Stranger Things Co-Creator Reveals the Video Game That Shaped the Final Battle
Stranger Things stuck the landing with The Rightside Up, a two-hour finale that united fans—and a co-creator says one video game helped shape the epic Abyss showdown with the Mind Flayer and Vecna.
Stranger Things went out swinging. The two-hour series finale, 'The Rightside Up,' delivered a giant smackdown in the Abyss against the Mind Flayer and Vecna that actually felt like the show we fell in love with back in season one. Big, loud, emotional, and yes, it brought people together in that rare way where everyone is watching the same thing at the same time. The twist behind how they built that last fight? They looked to a very 2020s place for inspiration: a video game.
The video game blueprint: Baldur's Gate 3
Matt and Ross Duffer say the final battle was shaped by the co-op vibe of Baldur's Gate 3. Matt told Variety he was playing the game while they were figuring out the ending, and the structure clicked: this is a D&D party, not a lone hero story. That idea became the spine of the finale: every character had to bring their specific skill set and actually work together, not just show up for a montage.
"We felt it was very important that the only way for them to defeat it was for the entire party to work together."
- Matt Duffer, to Variety
You can see the design on screen. Before the last push in the Abyss, each hero resolves the personal baggage that has been tripping them up, then the team syncs up like a well-built BG3 squad. Roles matter, timing matters, and no one gets to be a spectator. Matt even said they sprinkled in plenty of video game nods across the sequence, which tracks once you notice the choreography.

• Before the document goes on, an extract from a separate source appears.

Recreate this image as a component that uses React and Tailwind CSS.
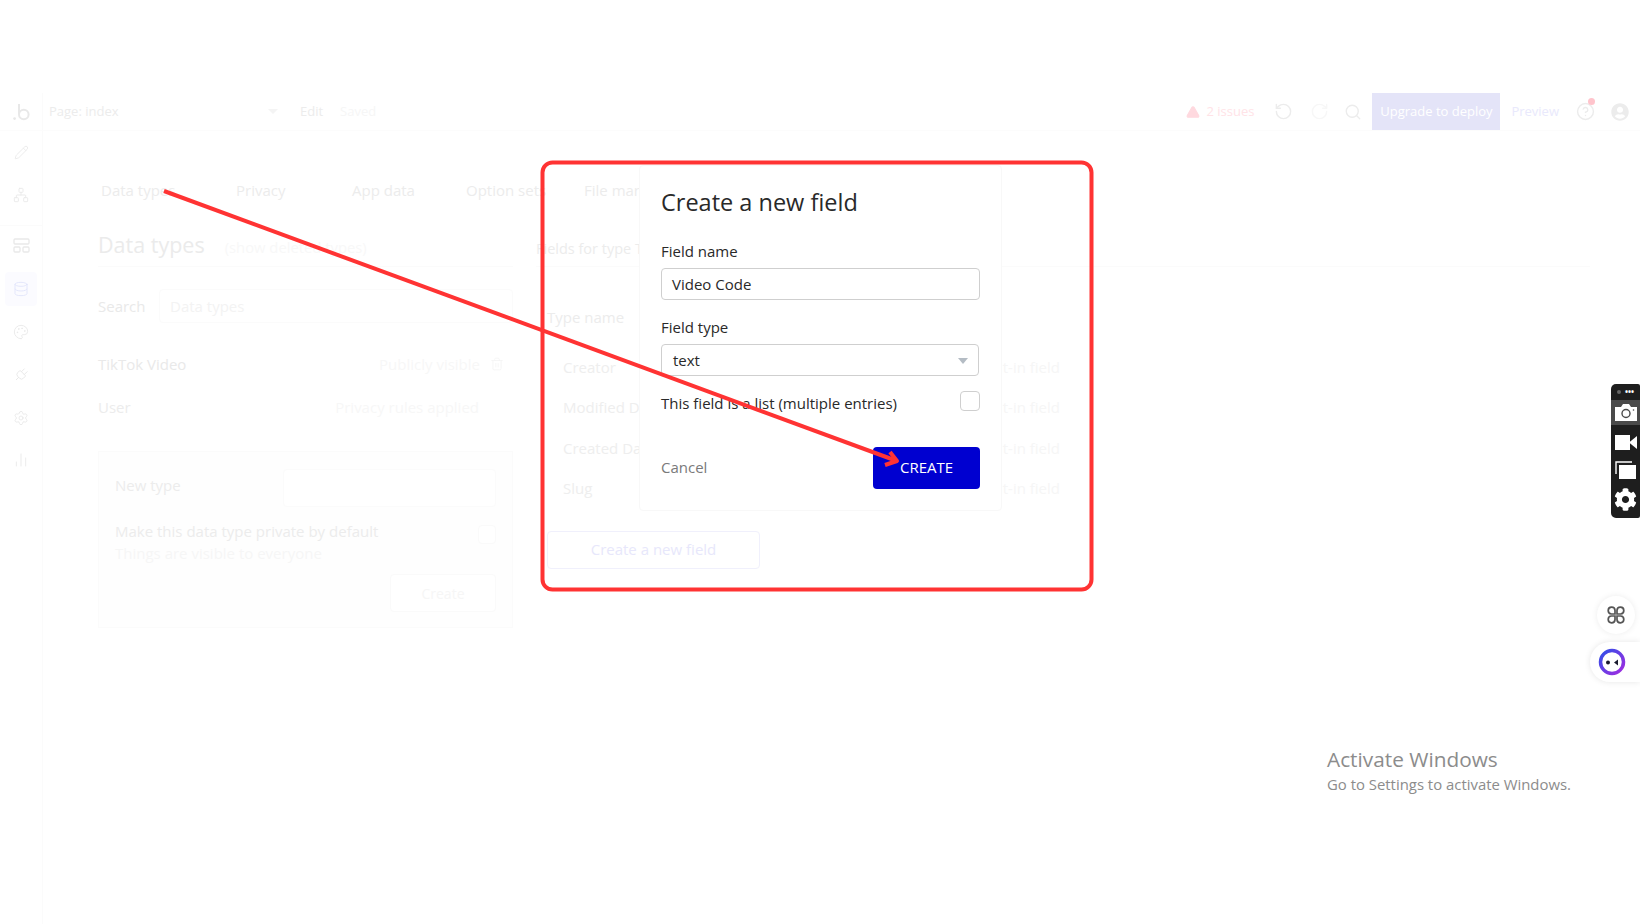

D&D was not supposed to be this central… until it was
Fun wrinkle: according to Matt on Collider, D&D was never meant to carry this much weight in the show. It started as the kids' after-school hobby and a handy storytelling reference. Over time it grew into the mythology itself, to the point where the finale is literally paying off a campaign that began at that basement table. Ross, for his part, joked that his own D&D knowledge is not exactly expert level, which is pretty funny given how deeply the show swam in that pool.
So the end result is a mash-up that makes sense: the fellowship energy of friends around a game table, fused with the modern co-op design of Baldur's Gate 3. That combo is why the showdown with the Mind Flayer and Vecna feels both huge and weirdly intimate. It is mechanics and heart, not just spectacle.
If you were wondering why the finale felt so coordinated, now you know. It was a party check, not a solo roll, and everyone passed.